WINCHESTER and Chandler's Ford MP Steve Brine praised the work of constituents for their response to the flooding.

Speaking in the House of Commons yesterday, he warned the crisis is far from over.

He gave the House a full account of the situation faced by residents in Kings Worthy, Headbourne Worthy, Sutton Scotney, Hursley, Littleton, the city centre and Twyford.

Mr Brine also praised the ‘phenomenal’ work of members of the community, including David Sullivan and Angela Forder-Stent of Twyford parish council and the rest of the team, parish clerk Sue Hedges and Cllr Stephen Godfrey in Sutton Scotney,  and Harry Whorwood and Giles Vigor-Robertson in Headbourne Worthy, who he said had basically given up work over the past few weeks to protect their communities.

He said: “I am name-checking those people and talking about their community spirit because it shows the response that communities can give to the devastation that flooding can bring, which many members have described. The stoicism and pragmatism that I have seen have been remarkable. From the constituents I have met over recent days, I would say that the older they are, the greater their stoicism and pragmatism is, because they have seen it all before.”

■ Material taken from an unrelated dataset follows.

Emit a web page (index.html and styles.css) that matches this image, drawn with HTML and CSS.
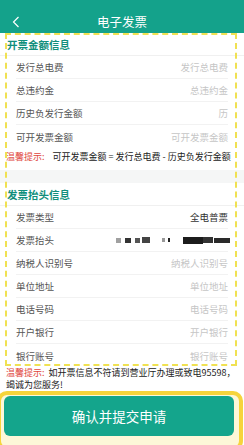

Mr Brine went on to discuss the multi-agency approach, and the excellent work of Winchester City Council, Hampshire County Council, and even the Army.

Singling out the local Environment Agency, he told the House: “Mike O’Neill deserves a mention. He even went door-to-door with me in parts of central Winchester to talk to and reassure residents. He deserves great credit for that.

“At one point, water was flowing down the appropriately named Water Lane in Winchester, which the River Itchen runs past, at 12,000 litres per second—very fast—towards the ancient city mill. That was terrifying for residents. However, the multi-agency working and the good thinking of the Environment Agency prevented flooding in hundreds of homes. It deserves our thanks. The agencies have played a bad hand very well.”

He went on to describe the huge ‘roll of the dice’ in the lowering of several hundred one-tonne bags of gravel into the River Itchen from the bridge of the M3 motorway to restrict its flow and flood upstream farmland in Easton and saved Winchester, a process that had never been done before.

In closing remarks, he expressed his concern about the bids that the Environment Agency has asked Hampshire county council, as the risk management authority in my area, to put together for the six-year plan for 2015-16 to 2020-21, and in particular the feeling that this was far too rushed, and was putting the council is under incredible pressure.

He said: “We need time to get this right. Of course we do not need to drag it out through the whole year until next winter comes around quickly and we are back in this situation again.

“However, my constituents want to know that proposals that miss the deadline because of proper consideration of what we need following the floods will not miss the boat, and that we will not be told that they have missed out as a result.”